There was also a report that a Joint Action Committee on Khuga Dam visited the national capital and submitted a petition to Deputy Chairman of Planning Commission demanding an expert team to investigate the execution of the project. The Joint Action Committee also demanded that the 1.5 MW electricity for the people of Churachandpur district and compensation and rehabilitation money to the affected the villages should be cleared. None of the above, even the petition submitted to the planning commission was not mentioned in the minutes of the TAC meeting.
Dolaithabi Barrage Project was first approved by the Planning Commission of India in 1992 with a cost of Rs 18.86 crores to be constructed in Imphal East district of Manipur. 22 years have passed since then, but the project is yet to be completed. The cost of the project has increased 19 times from its original cost when it was considered in the 115th TAC meeting held on 24th July 2012. In that meeting price escalation, change in design on the basis of model studies, detail examination of the project proposal by the CWC field unit had been cited as the reasons for increase in costs of the project. But there was no question on why the design of the project had to be changed 20 years after the project had started. TAC meeting minutes did not mention any completion year for the project, but state Chief Minister Okram Ibobi Singh in an inspection tour to the project site in October 2012, had announced that this project would be over by March 2014. This clearly sounds unrealistic.
Thoubal multipurpose project was first considered by Planning Commission in the year 1980 and the original cost of the project was Rs 47.25 crores. The project is still far from completion and witnessed huge cost escalations. From 2009 to 2013, the Thoubal multipurpose project was considered in two meetings. In the 101st TAC meeting, when this project was considered the cost escalation was already 20.78 times the original cost. As per minutes of the 115th TAC meeting, the cost by then was 29.37 times higher from the original cost. The Thoubal project was also considered in 123rd meeting held on January 30th, 2014 where the projected cost was Rs 1694.27 crores. This is a 35.86 times increase in costs from its original cost. It is interesting to see that in the minutes of the 115th meeting the reasons provided to justify the delay in the construction of Thoubal Multipurpose project are exactly same as those given for Khuga multipurpose project.

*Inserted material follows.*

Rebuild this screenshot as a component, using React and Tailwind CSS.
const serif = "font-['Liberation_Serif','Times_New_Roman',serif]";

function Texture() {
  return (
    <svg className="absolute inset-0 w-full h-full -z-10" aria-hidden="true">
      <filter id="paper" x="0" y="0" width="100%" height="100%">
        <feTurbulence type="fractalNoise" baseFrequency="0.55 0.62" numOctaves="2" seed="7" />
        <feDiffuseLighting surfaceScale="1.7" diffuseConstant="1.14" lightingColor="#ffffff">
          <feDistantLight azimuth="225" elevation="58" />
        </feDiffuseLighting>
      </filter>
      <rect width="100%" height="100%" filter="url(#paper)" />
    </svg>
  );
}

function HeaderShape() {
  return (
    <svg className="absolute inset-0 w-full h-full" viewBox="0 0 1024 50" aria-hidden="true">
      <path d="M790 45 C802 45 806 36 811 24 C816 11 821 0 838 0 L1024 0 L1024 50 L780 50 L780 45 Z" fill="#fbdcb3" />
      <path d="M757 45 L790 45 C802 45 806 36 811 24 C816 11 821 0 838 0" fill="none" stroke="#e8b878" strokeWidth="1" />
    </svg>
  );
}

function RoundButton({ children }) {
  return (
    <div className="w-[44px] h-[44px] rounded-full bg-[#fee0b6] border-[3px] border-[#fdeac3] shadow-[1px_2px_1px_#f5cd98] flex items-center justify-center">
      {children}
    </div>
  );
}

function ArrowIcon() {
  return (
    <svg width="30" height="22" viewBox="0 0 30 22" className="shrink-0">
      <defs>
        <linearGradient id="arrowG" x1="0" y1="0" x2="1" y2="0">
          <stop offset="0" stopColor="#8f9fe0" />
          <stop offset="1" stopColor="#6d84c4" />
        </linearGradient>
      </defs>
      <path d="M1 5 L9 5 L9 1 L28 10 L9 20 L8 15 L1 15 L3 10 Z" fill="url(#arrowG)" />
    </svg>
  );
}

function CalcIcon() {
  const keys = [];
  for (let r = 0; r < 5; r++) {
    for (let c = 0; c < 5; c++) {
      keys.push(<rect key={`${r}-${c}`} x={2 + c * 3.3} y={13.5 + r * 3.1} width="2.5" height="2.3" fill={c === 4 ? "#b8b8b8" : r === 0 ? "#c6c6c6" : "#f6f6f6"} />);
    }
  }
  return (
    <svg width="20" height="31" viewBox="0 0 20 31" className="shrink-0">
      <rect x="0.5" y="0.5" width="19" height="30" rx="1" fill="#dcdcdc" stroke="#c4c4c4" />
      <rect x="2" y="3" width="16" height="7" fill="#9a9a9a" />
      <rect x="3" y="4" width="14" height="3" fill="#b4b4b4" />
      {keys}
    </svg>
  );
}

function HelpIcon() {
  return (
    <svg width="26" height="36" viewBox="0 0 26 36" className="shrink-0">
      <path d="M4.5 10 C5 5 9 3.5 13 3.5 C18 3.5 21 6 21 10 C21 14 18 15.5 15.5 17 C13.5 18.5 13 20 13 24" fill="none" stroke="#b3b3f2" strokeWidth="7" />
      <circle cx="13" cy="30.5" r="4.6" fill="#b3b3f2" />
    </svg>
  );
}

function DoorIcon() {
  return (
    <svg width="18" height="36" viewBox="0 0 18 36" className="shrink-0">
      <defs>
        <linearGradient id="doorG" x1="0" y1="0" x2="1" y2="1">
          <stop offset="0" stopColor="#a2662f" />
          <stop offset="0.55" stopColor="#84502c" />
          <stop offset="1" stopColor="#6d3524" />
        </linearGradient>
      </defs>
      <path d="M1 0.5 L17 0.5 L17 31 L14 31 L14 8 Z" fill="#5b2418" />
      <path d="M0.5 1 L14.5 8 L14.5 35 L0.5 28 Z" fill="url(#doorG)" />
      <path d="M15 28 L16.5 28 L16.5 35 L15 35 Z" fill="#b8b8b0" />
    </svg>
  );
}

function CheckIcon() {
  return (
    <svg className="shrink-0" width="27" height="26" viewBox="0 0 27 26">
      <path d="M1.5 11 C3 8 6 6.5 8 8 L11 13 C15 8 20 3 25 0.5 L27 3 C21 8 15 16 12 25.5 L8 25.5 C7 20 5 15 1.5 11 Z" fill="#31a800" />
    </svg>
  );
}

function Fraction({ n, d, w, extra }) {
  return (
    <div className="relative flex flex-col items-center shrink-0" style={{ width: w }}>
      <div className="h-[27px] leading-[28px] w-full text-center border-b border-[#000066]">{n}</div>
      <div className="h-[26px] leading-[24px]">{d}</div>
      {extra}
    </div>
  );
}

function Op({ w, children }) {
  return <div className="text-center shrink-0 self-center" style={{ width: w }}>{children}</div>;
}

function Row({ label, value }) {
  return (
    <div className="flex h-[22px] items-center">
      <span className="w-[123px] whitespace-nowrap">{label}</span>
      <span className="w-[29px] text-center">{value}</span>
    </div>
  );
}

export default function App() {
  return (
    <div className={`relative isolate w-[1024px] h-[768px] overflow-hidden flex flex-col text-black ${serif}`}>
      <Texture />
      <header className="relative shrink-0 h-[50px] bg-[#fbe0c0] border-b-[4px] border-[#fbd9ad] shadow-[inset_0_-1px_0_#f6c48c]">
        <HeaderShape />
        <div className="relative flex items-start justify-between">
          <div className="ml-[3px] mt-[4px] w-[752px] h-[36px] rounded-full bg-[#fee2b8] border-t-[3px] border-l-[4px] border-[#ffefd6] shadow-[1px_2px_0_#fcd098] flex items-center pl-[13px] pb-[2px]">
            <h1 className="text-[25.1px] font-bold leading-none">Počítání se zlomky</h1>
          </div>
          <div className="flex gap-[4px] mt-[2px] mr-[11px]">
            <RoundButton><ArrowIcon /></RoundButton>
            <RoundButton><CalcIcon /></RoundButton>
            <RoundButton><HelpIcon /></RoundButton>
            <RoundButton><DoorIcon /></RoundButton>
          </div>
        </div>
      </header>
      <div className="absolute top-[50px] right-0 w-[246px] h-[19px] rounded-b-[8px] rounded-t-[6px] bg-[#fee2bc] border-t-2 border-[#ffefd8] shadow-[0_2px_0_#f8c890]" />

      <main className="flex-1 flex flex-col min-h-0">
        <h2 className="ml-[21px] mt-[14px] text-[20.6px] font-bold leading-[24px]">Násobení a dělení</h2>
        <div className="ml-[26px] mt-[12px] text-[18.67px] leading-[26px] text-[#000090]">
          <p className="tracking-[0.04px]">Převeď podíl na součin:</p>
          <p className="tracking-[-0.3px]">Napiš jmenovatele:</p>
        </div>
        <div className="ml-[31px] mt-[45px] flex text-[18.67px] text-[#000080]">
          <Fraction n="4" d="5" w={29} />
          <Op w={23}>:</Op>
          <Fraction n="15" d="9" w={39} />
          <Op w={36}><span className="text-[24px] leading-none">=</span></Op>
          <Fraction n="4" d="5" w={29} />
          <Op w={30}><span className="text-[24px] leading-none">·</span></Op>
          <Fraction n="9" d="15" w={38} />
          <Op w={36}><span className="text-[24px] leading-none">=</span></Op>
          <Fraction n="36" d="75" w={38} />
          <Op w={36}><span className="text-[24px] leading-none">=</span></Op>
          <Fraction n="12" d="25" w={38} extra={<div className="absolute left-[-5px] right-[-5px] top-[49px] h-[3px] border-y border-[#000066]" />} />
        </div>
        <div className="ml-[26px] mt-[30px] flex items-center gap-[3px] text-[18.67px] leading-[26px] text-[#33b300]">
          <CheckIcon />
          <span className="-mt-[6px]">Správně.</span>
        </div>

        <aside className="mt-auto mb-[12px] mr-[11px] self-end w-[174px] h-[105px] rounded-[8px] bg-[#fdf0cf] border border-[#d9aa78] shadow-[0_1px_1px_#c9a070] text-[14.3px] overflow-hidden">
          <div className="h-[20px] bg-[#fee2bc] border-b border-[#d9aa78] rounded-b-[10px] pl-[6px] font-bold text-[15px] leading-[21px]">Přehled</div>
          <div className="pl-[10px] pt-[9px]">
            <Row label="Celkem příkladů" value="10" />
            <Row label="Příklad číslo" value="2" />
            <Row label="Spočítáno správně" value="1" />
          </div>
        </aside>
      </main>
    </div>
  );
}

Dhansiri irrigation project in Darang district of Assam is another glaring example of mind blowing time and cost overrun. This project was discussed in the 119th meeting on 29th August 2013 for consideration of cost of Rs 567.05 crores. This project started in 1975 and the original cost of the project was Rs 15.83 crores as per the information available in Assam State Irrigation Department website. The same website states that project is supposed to be completed in 2010, 35 years from the time it started. But in the 119th TAC meeting March 2015 was stated as the new completion target. This implies that the cost of the project has increased by 35.82 times over a period of 40 years but even after that the advisory committee accepts proposal without much scrutiny or enquiry. There was no detailed assessment of the reasons for time and cost overruns (there is no question of delay due to clearances or agitations here) or on whether this project which will take 40 years just to complete will be viable or not.

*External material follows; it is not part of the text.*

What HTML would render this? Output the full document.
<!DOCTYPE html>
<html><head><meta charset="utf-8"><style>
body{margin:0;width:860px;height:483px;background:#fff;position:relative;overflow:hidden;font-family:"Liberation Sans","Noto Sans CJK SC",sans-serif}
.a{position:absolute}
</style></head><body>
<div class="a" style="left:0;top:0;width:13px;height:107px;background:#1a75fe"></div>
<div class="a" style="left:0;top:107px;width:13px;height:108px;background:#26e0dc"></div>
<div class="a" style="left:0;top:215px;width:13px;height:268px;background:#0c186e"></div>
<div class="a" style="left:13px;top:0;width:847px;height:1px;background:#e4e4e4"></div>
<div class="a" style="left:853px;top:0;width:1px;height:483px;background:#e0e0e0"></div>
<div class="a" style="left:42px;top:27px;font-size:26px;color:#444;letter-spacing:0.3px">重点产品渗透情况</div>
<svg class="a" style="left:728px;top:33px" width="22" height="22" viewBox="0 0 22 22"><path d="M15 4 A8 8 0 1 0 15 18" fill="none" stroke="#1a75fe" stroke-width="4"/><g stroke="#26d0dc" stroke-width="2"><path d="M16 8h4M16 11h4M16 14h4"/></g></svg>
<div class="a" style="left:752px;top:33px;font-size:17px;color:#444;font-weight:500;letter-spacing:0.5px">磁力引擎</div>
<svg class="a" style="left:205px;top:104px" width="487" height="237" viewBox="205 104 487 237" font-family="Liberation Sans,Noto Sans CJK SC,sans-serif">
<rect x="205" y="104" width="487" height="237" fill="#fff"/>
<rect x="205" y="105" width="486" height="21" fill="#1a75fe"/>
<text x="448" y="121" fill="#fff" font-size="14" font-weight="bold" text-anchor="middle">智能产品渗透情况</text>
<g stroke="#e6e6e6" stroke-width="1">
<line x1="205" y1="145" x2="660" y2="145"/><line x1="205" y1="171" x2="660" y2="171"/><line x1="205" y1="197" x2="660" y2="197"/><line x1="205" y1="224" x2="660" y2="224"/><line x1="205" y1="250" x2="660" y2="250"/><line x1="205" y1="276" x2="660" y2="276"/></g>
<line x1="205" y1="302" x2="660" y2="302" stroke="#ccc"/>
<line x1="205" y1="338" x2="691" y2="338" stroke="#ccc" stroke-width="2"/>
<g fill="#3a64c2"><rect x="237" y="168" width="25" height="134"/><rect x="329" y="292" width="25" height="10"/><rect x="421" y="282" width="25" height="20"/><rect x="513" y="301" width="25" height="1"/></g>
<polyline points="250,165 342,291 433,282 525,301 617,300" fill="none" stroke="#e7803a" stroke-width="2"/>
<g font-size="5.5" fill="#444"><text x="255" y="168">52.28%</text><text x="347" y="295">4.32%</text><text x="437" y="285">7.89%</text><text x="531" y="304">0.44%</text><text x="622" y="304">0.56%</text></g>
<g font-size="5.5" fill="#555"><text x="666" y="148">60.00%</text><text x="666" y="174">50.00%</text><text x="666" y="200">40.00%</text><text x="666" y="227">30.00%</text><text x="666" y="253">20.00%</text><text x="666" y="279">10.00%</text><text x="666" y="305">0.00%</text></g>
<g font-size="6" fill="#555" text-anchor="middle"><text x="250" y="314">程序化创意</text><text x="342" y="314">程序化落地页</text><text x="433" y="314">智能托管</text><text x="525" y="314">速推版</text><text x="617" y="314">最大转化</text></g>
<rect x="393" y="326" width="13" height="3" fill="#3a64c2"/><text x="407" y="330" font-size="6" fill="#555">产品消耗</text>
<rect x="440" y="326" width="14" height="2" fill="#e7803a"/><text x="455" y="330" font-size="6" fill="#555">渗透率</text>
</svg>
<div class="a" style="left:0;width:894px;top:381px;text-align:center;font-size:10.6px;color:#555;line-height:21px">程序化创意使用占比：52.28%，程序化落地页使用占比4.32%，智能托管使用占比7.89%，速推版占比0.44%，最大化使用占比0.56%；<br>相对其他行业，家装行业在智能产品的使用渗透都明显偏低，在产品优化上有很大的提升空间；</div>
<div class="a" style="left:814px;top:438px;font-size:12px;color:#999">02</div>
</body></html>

The project proponent stated that due land acquisition and law and order problem the project has not been completed and the TAC seemed to be contended with this. But the minutes of the 119th meeting also showed that major components of the project were in advanced stages of construction with 93% of barrage work, 99% of the canal works and about 83% of works in the distribution system completed. There was no detailed assessment of any of these aspects.
Champamati irrigation project in Chirang district of Bodoland Territorial Area District (BTAD), Assam presents a very unique case. This project started in 1980 with an original cost of 15.32 crores. It was discussed in 103rd meeting of TAC held on 11th March 2010 with a revised cost of 309.22 crores which is clearly a 20 times increase from the original cost. This was 30 years after the project had started and referring to the observation of the Chairman, TAC minutes stated “both physical and financial progress of the work was rather going on a slow pace. He enquired to know whether there was any land acquisition problem persisting or not.”

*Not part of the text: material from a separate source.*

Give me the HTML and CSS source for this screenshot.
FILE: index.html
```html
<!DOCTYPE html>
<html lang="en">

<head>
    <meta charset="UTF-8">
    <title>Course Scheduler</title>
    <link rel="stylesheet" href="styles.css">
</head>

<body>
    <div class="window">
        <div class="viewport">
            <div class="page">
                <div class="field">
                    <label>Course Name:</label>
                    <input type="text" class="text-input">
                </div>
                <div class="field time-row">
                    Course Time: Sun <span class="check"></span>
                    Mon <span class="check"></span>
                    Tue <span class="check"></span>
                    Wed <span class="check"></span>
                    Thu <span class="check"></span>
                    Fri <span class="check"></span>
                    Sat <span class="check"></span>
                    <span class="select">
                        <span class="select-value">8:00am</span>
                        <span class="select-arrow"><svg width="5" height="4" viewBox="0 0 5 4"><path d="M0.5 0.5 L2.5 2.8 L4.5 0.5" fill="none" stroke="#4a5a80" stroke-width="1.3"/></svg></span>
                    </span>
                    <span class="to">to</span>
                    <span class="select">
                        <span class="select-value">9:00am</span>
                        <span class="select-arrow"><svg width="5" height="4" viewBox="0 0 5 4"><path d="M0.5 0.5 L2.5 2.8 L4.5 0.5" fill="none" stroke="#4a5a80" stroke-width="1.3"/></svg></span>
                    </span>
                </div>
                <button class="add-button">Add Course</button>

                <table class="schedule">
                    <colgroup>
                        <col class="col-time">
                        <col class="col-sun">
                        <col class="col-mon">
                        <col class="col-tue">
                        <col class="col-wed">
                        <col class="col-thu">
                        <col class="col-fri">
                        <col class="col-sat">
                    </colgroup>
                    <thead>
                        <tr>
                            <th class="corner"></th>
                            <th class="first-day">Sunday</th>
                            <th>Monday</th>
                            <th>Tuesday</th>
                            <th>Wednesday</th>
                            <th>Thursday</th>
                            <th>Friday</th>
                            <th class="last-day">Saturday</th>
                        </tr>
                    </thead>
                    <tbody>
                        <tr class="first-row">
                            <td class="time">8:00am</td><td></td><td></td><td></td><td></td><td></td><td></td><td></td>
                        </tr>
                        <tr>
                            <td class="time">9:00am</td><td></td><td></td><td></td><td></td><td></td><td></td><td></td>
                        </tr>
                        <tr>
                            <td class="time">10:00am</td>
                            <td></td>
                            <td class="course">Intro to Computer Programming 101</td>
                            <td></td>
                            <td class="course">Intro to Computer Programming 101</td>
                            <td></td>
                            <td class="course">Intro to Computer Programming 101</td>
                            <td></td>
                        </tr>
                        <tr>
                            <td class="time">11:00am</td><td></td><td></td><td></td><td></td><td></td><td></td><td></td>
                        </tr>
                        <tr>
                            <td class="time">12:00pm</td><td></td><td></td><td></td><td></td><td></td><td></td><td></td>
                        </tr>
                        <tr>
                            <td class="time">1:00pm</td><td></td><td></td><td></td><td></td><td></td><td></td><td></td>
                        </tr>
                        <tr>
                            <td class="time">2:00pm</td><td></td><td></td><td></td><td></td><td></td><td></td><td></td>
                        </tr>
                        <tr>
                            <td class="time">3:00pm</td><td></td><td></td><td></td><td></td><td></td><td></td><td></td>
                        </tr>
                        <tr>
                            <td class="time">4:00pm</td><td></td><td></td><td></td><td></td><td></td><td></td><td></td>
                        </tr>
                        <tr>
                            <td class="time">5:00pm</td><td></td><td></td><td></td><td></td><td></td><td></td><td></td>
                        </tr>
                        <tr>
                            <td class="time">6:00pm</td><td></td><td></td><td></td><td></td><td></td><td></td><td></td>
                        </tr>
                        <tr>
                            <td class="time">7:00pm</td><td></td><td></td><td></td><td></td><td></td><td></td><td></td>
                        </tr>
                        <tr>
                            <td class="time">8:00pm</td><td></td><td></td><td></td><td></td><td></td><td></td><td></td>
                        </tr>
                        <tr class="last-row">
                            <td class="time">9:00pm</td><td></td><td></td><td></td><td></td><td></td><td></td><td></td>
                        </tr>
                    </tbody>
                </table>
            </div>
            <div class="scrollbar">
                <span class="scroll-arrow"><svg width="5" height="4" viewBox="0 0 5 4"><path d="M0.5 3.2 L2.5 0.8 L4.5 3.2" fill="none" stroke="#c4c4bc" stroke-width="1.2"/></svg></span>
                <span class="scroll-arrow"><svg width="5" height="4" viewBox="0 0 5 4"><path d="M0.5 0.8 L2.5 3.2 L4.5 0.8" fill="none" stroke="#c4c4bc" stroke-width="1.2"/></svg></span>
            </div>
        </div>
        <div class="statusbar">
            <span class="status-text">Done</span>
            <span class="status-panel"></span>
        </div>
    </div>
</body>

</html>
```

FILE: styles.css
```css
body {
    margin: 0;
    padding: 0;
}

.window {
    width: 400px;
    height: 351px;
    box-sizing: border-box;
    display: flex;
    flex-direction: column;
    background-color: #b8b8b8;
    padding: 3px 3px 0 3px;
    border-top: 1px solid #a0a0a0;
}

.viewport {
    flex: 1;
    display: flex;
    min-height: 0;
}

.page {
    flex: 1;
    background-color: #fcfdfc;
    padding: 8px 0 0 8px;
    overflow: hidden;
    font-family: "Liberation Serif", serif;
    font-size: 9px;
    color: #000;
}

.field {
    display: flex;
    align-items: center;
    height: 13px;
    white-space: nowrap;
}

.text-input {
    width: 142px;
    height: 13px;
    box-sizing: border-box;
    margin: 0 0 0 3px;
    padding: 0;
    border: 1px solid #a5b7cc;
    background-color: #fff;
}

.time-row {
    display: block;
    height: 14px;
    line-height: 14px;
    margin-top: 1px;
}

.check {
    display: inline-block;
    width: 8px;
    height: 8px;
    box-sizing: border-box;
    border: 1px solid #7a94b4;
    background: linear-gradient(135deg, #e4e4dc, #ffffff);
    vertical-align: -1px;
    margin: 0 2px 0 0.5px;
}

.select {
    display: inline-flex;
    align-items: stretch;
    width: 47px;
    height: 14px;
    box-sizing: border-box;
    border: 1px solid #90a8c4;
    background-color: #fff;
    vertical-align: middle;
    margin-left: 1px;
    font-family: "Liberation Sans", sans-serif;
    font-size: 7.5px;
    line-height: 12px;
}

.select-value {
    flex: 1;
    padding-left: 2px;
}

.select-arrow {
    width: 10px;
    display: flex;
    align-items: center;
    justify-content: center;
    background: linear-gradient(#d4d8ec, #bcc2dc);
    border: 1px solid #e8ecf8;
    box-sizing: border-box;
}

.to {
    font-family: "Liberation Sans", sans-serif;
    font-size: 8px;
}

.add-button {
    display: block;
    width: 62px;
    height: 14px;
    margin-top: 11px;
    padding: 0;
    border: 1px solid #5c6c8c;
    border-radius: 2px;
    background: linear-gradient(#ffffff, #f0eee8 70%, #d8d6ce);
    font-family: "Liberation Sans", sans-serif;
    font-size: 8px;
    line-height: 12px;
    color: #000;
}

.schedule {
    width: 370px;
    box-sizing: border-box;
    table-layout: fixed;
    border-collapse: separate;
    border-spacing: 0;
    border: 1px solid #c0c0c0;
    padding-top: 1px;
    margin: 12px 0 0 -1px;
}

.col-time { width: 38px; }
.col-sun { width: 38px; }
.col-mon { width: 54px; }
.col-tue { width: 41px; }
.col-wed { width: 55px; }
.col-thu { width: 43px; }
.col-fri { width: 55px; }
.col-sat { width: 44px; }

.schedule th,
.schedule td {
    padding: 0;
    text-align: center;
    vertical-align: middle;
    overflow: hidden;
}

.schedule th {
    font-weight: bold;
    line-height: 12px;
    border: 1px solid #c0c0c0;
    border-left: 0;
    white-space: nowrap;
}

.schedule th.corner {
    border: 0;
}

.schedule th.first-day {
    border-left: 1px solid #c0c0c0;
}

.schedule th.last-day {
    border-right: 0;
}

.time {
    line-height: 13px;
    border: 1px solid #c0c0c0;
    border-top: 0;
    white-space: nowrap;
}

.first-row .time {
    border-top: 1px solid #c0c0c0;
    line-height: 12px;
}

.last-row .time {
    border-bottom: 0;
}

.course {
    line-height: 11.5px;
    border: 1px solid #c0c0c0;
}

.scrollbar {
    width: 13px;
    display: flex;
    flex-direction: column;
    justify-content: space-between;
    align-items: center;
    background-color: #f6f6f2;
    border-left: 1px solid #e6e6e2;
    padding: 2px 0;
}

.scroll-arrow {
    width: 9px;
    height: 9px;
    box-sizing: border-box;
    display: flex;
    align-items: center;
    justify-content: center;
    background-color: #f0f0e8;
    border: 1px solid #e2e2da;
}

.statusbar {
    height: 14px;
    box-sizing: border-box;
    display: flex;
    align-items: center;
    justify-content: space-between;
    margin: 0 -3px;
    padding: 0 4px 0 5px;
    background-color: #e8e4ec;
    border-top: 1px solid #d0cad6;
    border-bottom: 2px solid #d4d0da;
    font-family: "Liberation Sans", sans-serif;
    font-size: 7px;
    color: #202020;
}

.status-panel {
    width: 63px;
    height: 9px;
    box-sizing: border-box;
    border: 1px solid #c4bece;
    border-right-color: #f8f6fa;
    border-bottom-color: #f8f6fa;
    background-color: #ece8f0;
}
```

Replying to this, the project authorities had stated that “the delay was mainly due to lack of fund and land acquisition problem. However, the main canals had been completed by about 80% while distribution system completed upto 30% which is likely to be completed in another two years.” But in the list of major/medium schemes in the website of Irrigation department, Govt. of Assam the proposed year of completion of this project has been mentioned as 2009.
But in midst of these tall claims of project completion, what is the present status of this irrigation project cannot be confirmed. There is little information available on this project in the internet and from those it can be clearly said that the project was not completed till the mid of 2013. In a news report titled “Centre worried over Cost overruns in old irrigation projects in NE” published in The Sentinal on 26th August 2013 the delay in construction of Champamati irrigation project was also highlighted. On other hand an earlier report “Irrigation scheme damned by delays” published in the Telegraph on 21st August 2006, had indicated that this project had substantial amount of construction left to be done “Till now, only the sluice gate (headwork) of the Champamati irrigation project has been completed, sources said. Of the 37 regulators, only eight are complete, of the 120 canal falls only 20 are complete, while 72 cross-drainage systems have been completed out of a total of 270. Of the 197 bridges, just 50 are finished. The earthwork of the main canal and the branch canal are also incomplete, with only 97.67 km out of 145.95 km finished.”
How much benefit these projects will do to the people of India’s Northeast is the question which may appears in the minds of many after going through this analysis. After such humongous in costs and time overrun, the benefits expected to be derived from these projects, would hardly justify the costs incurred. Similar concerns were raised by the representative of the Planning Commission regarding Dhansiri Irrigation project “the benefit cost ratio of the project was 1.2 and any further escalation in cost would result in the project becoming techno-economic unviable.”
Whether these projects can actually deliver what had been promised remains uncertain at best. From the history of Khuga project, it is very clear that the promises are never fulfilled and the benefits never reached the people. In fact the Khuga project is also an example of how the expected benefits of the project never become a reality even after completion of construction. The benefits from irrigation largely remained on paper.
This is the case with the several other irrigation projects in northeast. The case of Loktak Lift Irrigation project in Manipur can be cited here about which the minutes of the 122nd TAC meeting (20th December 2013) stated “Loktak lift irrigation project was commissioned in 1986 with an original command area of 24000 ha and 40000 ha as annual irrigation. Due to scarcity of funds from State Government the normal repair and maintenance could not be taken up and as of now the annual irrigation has reduced to 1800 ha.” This is possibly indicative of how much irrigation benefits have actually been accrued from irrigation projects.
Functioning of TAC Barring the cost and time overrun of these projects, the functioning of TAC also needs to be looked into. The Advisory Committee of MoWR very much works like a rubber stamping committee, clearing everything that comes to it. A reading of the minutes of its meetings reveals that there are hardly any critical questions asked on merits of the projects and for the massive delay and cost escalations that most of the considered projects suffer from. Nor is there any discussion about the performance of the projects. Considering the importance of TAC in India, we believe the committee needs to be more serious in performing its duties. It needs to question the merits and need of a project before clearing and need to do performance evaluation. It should no way become a clearing house for projects. Effective steps need to be taken to ensure that the functioning of this committee becomes more transparent, participatory and accountable. SANDRP has written letters to the concerned authorities in this regard, but we are yet to see an effective change.